Hence (skip the next three paragraphs if you haven’t seen the film) Core’s encounter with a young man who rips the boards off her door, pins her down — in their lovemaking Denis surveys his skin like an undiscovered country, noting smooth undulating valleys and stiff little peaks, tufts of blonde grassland and pockets of curly forest, before Core swallows whole villages, towns, municipalities, with her mouth. When she starts applying teeth, the boy’s moans, howls of pleasure shade almost indistinguishably into grunts, shrieks of pain, and you realize that Denis is also blurring our boundaries, confusing our sense of pain, pleasure, beauty, horror. And Core drinks it all in; while the boy screams, her tongue flicks out to lap the streaming blood like a kitten hungrily, delightedly, lapping milk from a saucer.
In a later mirroring scene, Shane and June caress each other; when the lovemaking turns hot and heavy, Shane suddenly pulls away, locks himself in the bathroom, and starts pulling on his pud, the expression on his face alive with more ferocity than Core or anyone else has or will demonstrate in the film.

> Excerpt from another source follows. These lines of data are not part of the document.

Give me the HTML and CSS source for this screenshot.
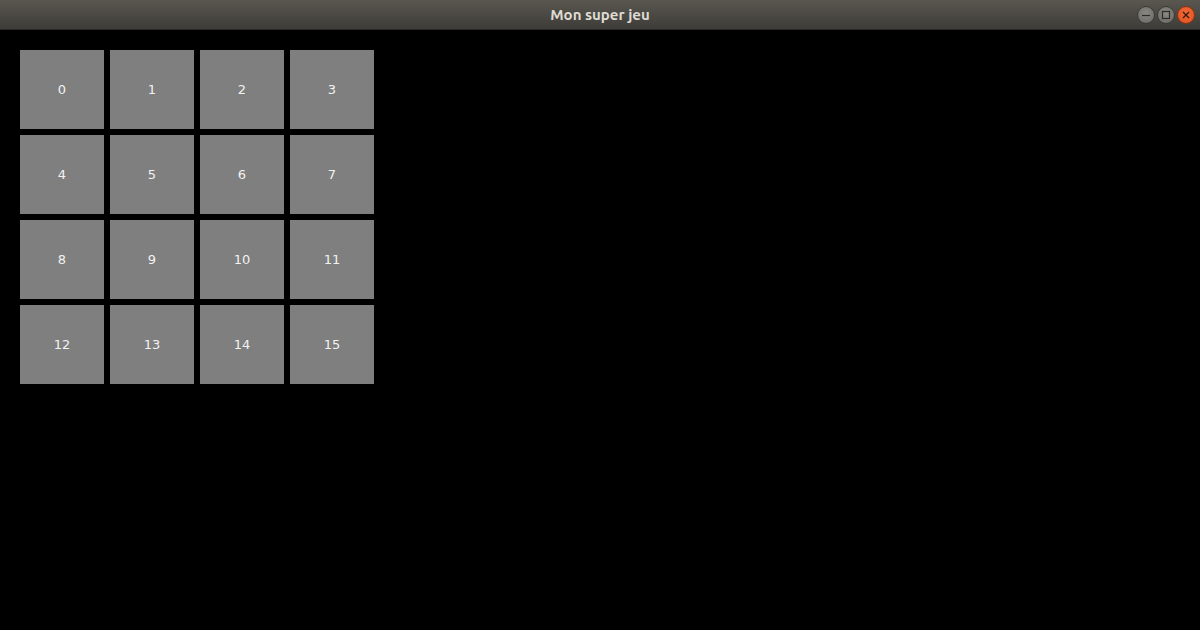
FILE: index.html
```html
<!DOCTYPE html>
<html lang="fr">
<head>
  <meta charset="UTF-8" />
  <title>Mon super jeu</title>
  <link rel="stylesheet" href="styles.css">
</head>
<body>
  <header class="titlebar">
    <span class="title">Mon super jeu</span>
    <div class="controls">
      <span class="btn">
        <svg width="10" height="10" viewBox="0 0 10 10"><path d="M1 5.5h8" stroke="#2d2c29" stroke-width="1.2"/></svg>
      </span>
      <span class="btn">
        <svg width="10" height="10" viewBox="0 0 10 10"><rect x="1.5" y="1.5" width="7" height="7" fill="none" stroke="#2d2c29" stroke-width="1.2"/></svg>
      </span>
      <span class="btn close">
        <svg width="10" height="10" viewBox="0 0 10 10"><path d="M2 2l6 6M8 2l-6 6" stroke="#3b1a0c" stroke-width="1.4"/></svg>
      </span>
    </div>
  </header>

  <main class="board">
    <div class="tile">0</div>
    <div class="tile">1</div>
    <div class="tile">2</div>
    <div class="tile">3</div>
    <div class="tile">4</div>
    <div class="tile">5</div>
    <div class="tile">6</div>
    <div class="tile">7</div>
    <div class="tile">8</div>
    <div class="tile">9</div>
    <div class="tile">10</div>
    <div class="tile">11</div>
    <div class="tile">12</div>
    <div class="tile">13</div>
    <div class="tile">14</div>
    <div class="tile">15</div>
  </main>
</body>
</html>
```

FILE: styles.css
```css
html, body {
  margin: 0;
  height: 100%;
  background: #000;
  font-family: 'DejaVu Sans', sans-serif;
}

.titlebar {
  height: 30px;
  box-sizing: border-box;
  border-bottom: 1px solid #2b2a27;
  background: linear-gradient(#5a5750, #3d3c38);
  display: flex;
  align-items: center;
  justify-content: center;
  position: relative;
}

.title {
  color: #dfdbd2;
  font-family: 'Ubuntu', 'DejaVu Sans', sans-serif;
  font-weight: bold;
  font-size: 15px;
}

.controls {
  position: absolute;
  right: 5px;
  top: 6px;
  display: flex;
  gap: 2px;
}

.btn {
  width: 18px;
  height: 18px;
  border-radius: 50%;
  background: radial-gradient(circle at 50% 40%, #8a8883, #6a6864);
  border: 1px solid #3a3935;
  box-sizing: border-box;
  display: flex;
  align-items: center;
  justify-content: center;
}

.btn.close {
  background: radial-gradient(circle at 50% 40%, #f26b3a, #e0501c);
  border-color: #8a3210;
}

.board {
  display: grid;
  grid-template-columns: repeat(4, 84px);
  grid-auto-rows: 79px;
  gap: 6px;
  padding: 20px;
}

.tile {
  background: #7f7f7f;
  color: #f2f2f2;
  font-size: 13px;
  display: flex;
  align-items: center;
  justify-content: center;
}
```
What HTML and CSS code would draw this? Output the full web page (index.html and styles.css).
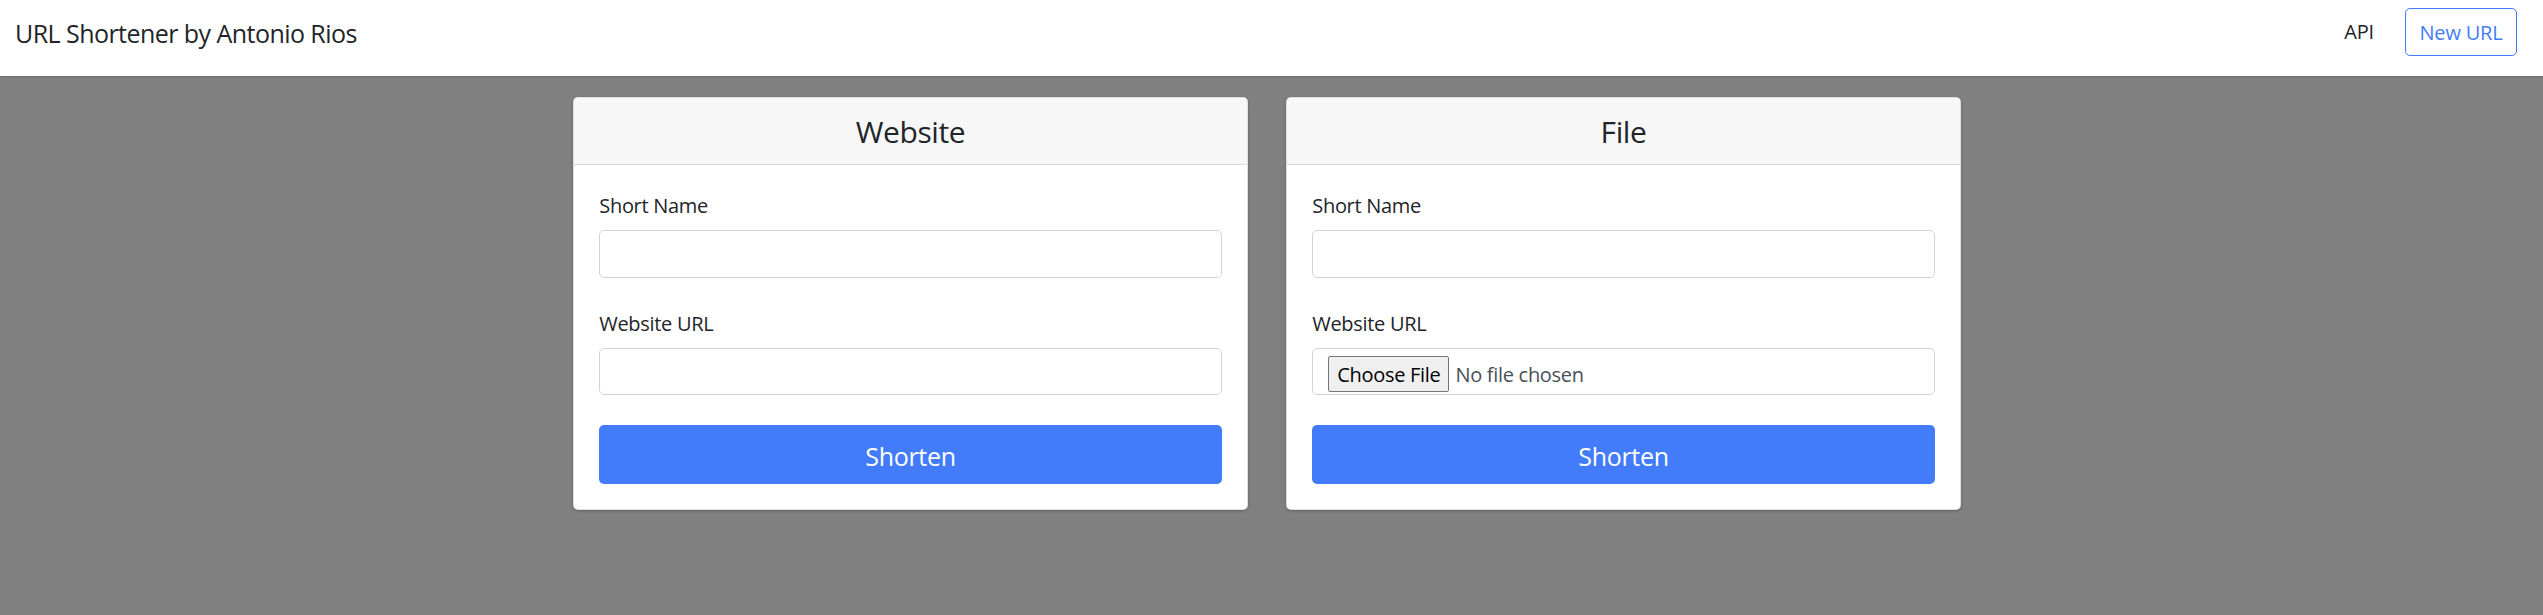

You imagine he could rip his cock out by the root; you suspect that that was his intention, to spare the wife weeping outside the door his murderous impulses.
The finale has Christelle — who in a handful of scenes we have come to know and like — going back to her locker for her daily change into civilian clothes and we know what’s coming, it’s as inevitable and symmetrically structured as any fairy tale, not so much the lush sentimental gems of Hans Christian Anderson as Brothers Grimm, spare and unsparing in detail and tone.
Recent years have offered a bouquet of innovative horror films, from The Babadook to It Follows to The Visit to The VVitch to Goodnight Mommy. In terms of spare technique, of graceful style, of unflinching unwavering horror, Denis sweeps practically everything else off the table, stakes the territory as her own. One of the best if not the best horror of the new millennium? I think so.